100% Guaranteed Loans: What does the Chancellor’s Announcement mean for SMEs?
Chancellor of the Exchequer Rishi Sunak announced on Monday that the Treasury will begin to offer 100% guarantees on loans given to small businesses up to the value of £50,000. The Government will not, however, extend the offer to all loans offered under the Coronavirus Business Interruption Loan Scheme (CBILS), citing the need to balance the needs of small businesses with the risk to the tax payer.
The new extended guarantee system is designed to remove the risk to banks when loaning money and therefore speed up the approval rate of applications for small firms most in need of emergency cash. The loans also follow previous CBILS rules in that no interest will be charged for the first 12 months, although firms will now only have to prove their viability prior to the crisis, rather than post-Coronavirus; something which many struggled to do given the uncertain future ahead.
This is a hugely positive step in the short-term for small and micro businesses who are in desperate need of survival capital. For businesses with more than around ten employees, however, this is likely only to cover a month or two of expenditure and with no end in sight for lockdown, much more support will likely be needed. The CBILS has come under massive scrutiny both for who is guaranteeing the cash and the time it takes to process the payments.
This addition will undoubtedly save many businesses in dire need of funds, but it will not be a game-changer for most. This is especially true of early-stage loss making companies or those without the requisite three years trading. This is where private finance is going to be more important than ever. Investors are starting to realise that there are opportunities out there to support great businesses – sometimes at reduced cost. So, while debt may be more available than ever before, equity finance will remain a key route to saving firms from going under and, crucially, helping some to grow.

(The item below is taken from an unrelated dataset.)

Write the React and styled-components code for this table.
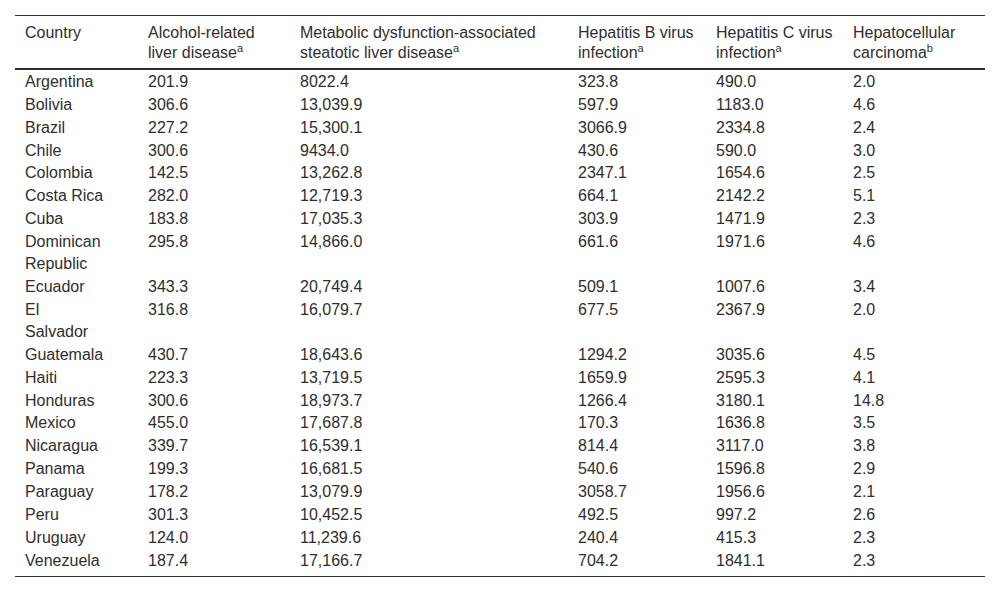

Private investors should continue to make use of other tax-efficient Government schemes – such as the Enterprise Investment Scheme – that are crucial to safeguard small firms in the UK. The EIS is one of the UK Government’s most successful initiatives in terms of driving investment into high-growth early-stage companies. It has helped produce some incredible business successes that otherwise may not have got off the ground due to the reluctance of banks to lend to these firms.